Election Looms as Supreme Court Starts Term

Justices to hear cases on Navy sonar, drug labels and "fleeting expletives."

ByABC News
October 1, 2008, 4:09 PM

Oct. 6, 2008 — -- The Supreme Court begins its new term Monday with important cases in business, environmental and First Amendment law -- but those issues might be overshadowed by a presidential election that could shift the ideological balance of the court.

Both candidates, John McCain and Barack Obama, have signaled that because of the advanced age of a majority of the justices, the next president could be faced with one or more retirements.

On the campaign trail, McCain and Obama have commented on controversial decisions and their outlook for the future of the court.

"I want my judges to understand that part of the role of the court is to look out for the people who don't have political power, the people who are on the outside, the people who aren't represented, the people who don't have a lot of money," Obama said in March. "And yes, I want a woman on the court absolutely."

McCain has said, "I have my own standards of judicial ability, experience, philosophy and temperament. And Chief Justice Roberts and Justice Samuel Alito meet those standards in every respect. They would serve as the model for my own nominees if that responsibility falls to me."

With Associate Justices John Paul Stevens celebrating his 88th year and Ruth Bader Ginsburg her 75th, conservative grass-roots activists have begun a campaign to remind voters that if McCain won, he could replace a liberal justice with a conservative.

"Americans do not get to choose Supreme Court justices. In their wisdom, the framers of the Constitution provided that the president chooses them for all of us," said Wendy Long of the Judicial Confirmation Network. "The next president will exercise that most important judgment, probably at least several times."

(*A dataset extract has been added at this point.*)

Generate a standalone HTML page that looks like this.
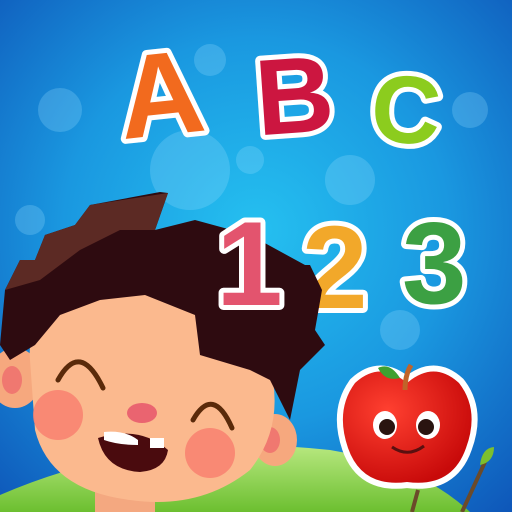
<!DOCTYPE html>
<html><head><meta charset="utf-8"><style>
html,body{margin:0;padding:0;width:512px;height:512px;overflow:hidden;background:#1b78d8}
svg{display:block}
text{font-family:"Liberation Sans",sans-serif;font-weight:bold;paint-order:stroke;stroke:#fff;stroke-linejoin:round}
</style></head><body>
<svg width="512" height="512" viewBox="0 0 512 512" xmlns="http://www.w3.org/2000/svg">
<defs>
<radialGradient id="bg" cx="0.5" cy="0.45" r="0.75">
<stop offset="0" stop-color="#25c0f0"/><stop offset="0.5" stop-color="#1a98e0"/><stop offset="1" stop-color="#0e55b8"/>
</radialGradient>
<radialGradient id="ap" cx="0.35" cy="0.35" r="0.7"><stop offset="0" stop-color="#ff4030"/><stop offset="1" stop-color="#c80a0a"/></radialGradient>
<linearGradient id="hl" x1="0" y1="0" x2="0" y2="1"><stop offset="0" stop-color="#b8e880"/><stop offset="1" stop-color="#6cbf30"/></linearGradient>
</defs>
<rect width="512" height="512" fill="url(#bg)"/>
<g fill="#9ae0ff" opacity="0.25">
<circle cx="60" cy="110" r="22"/><circle cx="210" cy="60" r="16"/><circle cx="350" cy="180" r="25"/><circle cx="470" cy="110" r="18"/><circle cx="400" cy="330" r="20"/><circle cx="250" cy="160" r="14"/><circle cx="30" cy="220" r="15"/><circle cx="190" cy="170" r="40"/>
</g>
<!-- letters -->
<text x="118" y="135" font-size="118" fill="#f26a1e" stroke-width="10" transform="rotate(-6 160 90)">A</text>
<text x="255" y="133" font-size="108" fill="#cc1640" stroke-width="10" transform="rotate(-4 290 90)">B</text>
<text x="372" y="143" font-size="96" fill="#8ccc1e" stroke-width="10" transform="rotate(4 410 100)">C</text>
<text x="302" y="308" font-size="118" fill="#f2a82a" stroke-width="10">2</text>
<text x="402" y="303" font-size="116" fill="#3ca043" stroke-width="10">3</text>
<!-- hill -->
<path d="M0 495 Q150 430 330 450 Q420 465 470 512 L0 512Z" fill="url(#hl)"/>
<!-- stick -->
<path d="M462 512 L485 462" stroke="#6b4a2a" stroke-width="4"/>
<path d="M480 465 Q482 448 494 447 Q494 462 480 465Z" fill="#7cbf2e"/>
<path d="M412 512 L418 490" stroke="#6b4a2a" stroke-width="4"/>
<!-- boy -->
<rect x="95" y="480" width="60" height="40" fill="#f4a880"/>
<ellipse cx="275" cy="440" rx="22" ry="26" fill="#f6a87e"/>
<ellipse cx="270" cy="440" rx="10" ry="13" fill="#f07870"/>
<ellipse cx="15" cy="378" rx="26" ry="30" fill="#f6a87e"/>
<ellipse cx="12" cy="380" rx="10" ry="14" fill="#f07870"/>
<path d="M30 360 Q25 300 100 290 Q210 280 265 350 Q290 420 250 470 Q200 510 130 500 Q50 490 35 430Z" fill="#fbb98e"/>
<path d="M0 345 L5 290 L20 260 L35 260 L45 235 L75 225 L90 205 L160 192 L168 193 L155 230 L195 220 L250 235 L305 265 L310 265 L322 290 L315 330 L325 345 L300 370 L290 420 L270 380 L250 370 L200 355 L195 315 L145 295 L100 300 L60 315 L35 345 L10 360Z" fill="#2e0b10"/>
<path d="M5 290 L20 260 L35 260 L45 235 L75 225 L90 205 L168 193 L155 230 L120 230 L80 250 L40 280Z" fill="#5c2a24"/>
<text x="216" y="305" font-size="120" fill="#e3546e" stroke-width="10">1</text>
<path d="M58 380 Q80 340 103 388" stroke="#5a2a0a" stroke-width="5" fill="none" stroke-linecap="round"/>
<path d="M193 420 Q213 385 232 428" stroke="#5a2a0a" stroke-width="5" fill="none" stroke-linecap="round"/>
<circle cx="58" cy="415" r="25" fill="#f88070" opacity="0.85"/>
<circle cx="210" cy="453" r="25" fill="#f88070" opacity="0.85"/>
<ellipse cx="142" cy="413" rx="15" ry="10" fill="#ea6470"/>
<path d="M98 438 Q140 425 168 450 Q165 470 140 472 Q105 470 98 438Z" fill="#4a0b0e"/>
<path d="M104 432 Q125 430 138 440 L138 445 Q118 445 104 440Z" fill="#fff"/>
<rect x="150" y="438" width="14" height="10" fill="#fff"/>
<!-- apple -->
<path d="M407 383 Q380 360 355 383 Q335 410 348 448 Q362 488 407 482 Q452 488 466 448 Q480 410 459 383 Q434 360 407 383Z" fill="#fff" stroke="#fff" stroke-width="12" stroke-linejoin="round"/>
<path d="M407 383 Q380 360 355 383 Q335 410 348 448 Q362 488 407 482 Q452 488 466 448 Q480 410 459 383 Q434 360 407 383Z" fill="url(#ap)"/>
<path d="M405 390 Q405 375 411 365" stroke="#c0642a" stroke-width="5" fill="none"/>
<path d="M400 378 Q390 362 378 368 Q385 382 400 378Z" fill="#3ea030"/>
<ellipse cx="385" cy="425" rx="12" ry="14" fill="#fff"/><ellipse cx="428" cy="425" rx="12" ry="14" fill="#fff"/>
<circle cx="387" cy="427" r="8" fill="#2a1410"/><circle cx="426" cy="427" r="8" fill="#2a1410"/>
<path d="M392 447 Q408 458 424 446" stroke="#5a1010" stroke-width="3" fill="none"/>
</svg>
</body></html>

Long's group has launched a nationwide grass-roots campaign to raise awareness and recruit activists on the issue of the Supreme Court.

That there have been no signs that any justice is slowing down or contemplating retirement has not stopped speculation that a retirement could come this term.

If Obama were to win the presidency, he could name a much younger justice who might not, at least initially, change the outcome of some of the more closely divided cases on controversial social issues, but would theoretically serve for many years to come.